#### EXERCISE OBJECTIVE:
Say how many lines include "screenshot", with no words around the number.

#### LISTED RECORDS:
__________________________________________________

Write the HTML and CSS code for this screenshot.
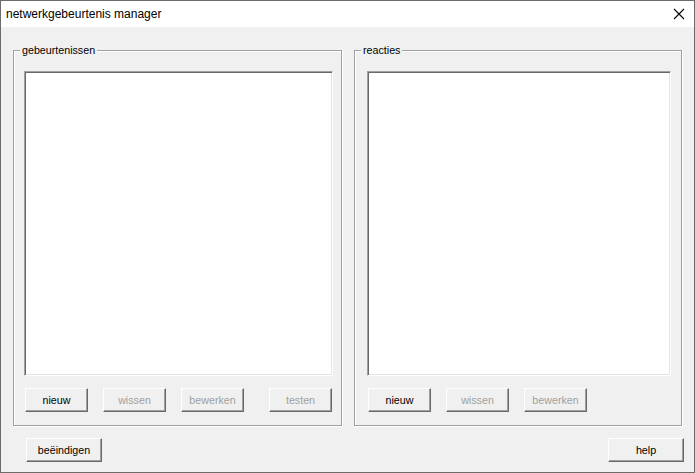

__________________________________________________

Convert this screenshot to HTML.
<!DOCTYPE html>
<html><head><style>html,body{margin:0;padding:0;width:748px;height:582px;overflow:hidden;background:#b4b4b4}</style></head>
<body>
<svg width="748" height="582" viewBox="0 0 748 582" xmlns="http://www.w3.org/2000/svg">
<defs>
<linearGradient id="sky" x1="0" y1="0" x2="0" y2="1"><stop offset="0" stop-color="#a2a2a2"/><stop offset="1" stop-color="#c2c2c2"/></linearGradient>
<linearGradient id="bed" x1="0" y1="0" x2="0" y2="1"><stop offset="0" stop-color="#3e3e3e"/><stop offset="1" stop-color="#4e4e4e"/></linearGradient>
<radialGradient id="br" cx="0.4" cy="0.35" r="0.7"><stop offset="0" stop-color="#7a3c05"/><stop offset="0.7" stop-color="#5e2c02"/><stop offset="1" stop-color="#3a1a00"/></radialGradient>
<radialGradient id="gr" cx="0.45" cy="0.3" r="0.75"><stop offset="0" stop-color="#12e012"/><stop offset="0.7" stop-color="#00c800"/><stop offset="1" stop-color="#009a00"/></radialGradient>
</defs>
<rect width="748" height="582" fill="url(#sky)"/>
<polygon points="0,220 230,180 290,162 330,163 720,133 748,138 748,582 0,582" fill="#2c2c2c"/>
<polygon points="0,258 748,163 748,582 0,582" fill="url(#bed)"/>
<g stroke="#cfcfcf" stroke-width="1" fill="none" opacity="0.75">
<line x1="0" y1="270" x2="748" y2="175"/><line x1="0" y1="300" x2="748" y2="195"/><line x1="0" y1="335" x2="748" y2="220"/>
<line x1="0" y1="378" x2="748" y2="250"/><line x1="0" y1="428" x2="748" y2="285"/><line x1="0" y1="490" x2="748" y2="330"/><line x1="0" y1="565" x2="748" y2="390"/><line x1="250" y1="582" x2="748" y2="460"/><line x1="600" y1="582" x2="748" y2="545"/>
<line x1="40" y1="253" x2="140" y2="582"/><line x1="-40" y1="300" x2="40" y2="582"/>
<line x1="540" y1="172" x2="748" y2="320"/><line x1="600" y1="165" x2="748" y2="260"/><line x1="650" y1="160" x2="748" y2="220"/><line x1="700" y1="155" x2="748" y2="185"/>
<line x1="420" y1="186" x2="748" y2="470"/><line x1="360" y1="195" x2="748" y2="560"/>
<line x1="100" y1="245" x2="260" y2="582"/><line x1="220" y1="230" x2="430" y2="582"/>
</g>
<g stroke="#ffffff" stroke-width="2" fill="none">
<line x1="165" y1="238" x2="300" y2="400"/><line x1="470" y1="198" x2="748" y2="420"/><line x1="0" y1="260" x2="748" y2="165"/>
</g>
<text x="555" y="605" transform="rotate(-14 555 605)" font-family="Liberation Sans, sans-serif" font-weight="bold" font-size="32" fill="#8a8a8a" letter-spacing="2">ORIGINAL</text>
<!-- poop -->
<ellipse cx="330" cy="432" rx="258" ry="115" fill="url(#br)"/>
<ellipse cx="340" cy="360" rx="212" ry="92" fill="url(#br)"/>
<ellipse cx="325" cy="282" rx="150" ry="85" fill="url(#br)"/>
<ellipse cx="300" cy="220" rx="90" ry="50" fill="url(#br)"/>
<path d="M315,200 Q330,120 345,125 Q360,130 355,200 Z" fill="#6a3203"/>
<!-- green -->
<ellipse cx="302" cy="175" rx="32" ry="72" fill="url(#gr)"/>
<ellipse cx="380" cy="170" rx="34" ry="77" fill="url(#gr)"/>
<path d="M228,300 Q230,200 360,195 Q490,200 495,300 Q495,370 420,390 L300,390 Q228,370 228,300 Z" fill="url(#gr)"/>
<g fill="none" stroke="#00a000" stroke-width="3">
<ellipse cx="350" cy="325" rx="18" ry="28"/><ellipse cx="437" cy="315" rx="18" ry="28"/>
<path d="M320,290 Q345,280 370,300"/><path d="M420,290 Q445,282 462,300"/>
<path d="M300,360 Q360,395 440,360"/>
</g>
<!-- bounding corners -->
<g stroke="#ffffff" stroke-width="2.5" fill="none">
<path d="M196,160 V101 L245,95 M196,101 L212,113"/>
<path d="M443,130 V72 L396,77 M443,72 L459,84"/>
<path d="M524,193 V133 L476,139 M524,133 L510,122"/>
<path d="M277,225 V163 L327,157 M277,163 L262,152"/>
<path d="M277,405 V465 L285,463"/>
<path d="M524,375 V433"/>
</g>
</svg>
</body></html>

__________________________________________________

#### THE SOLUTION:
2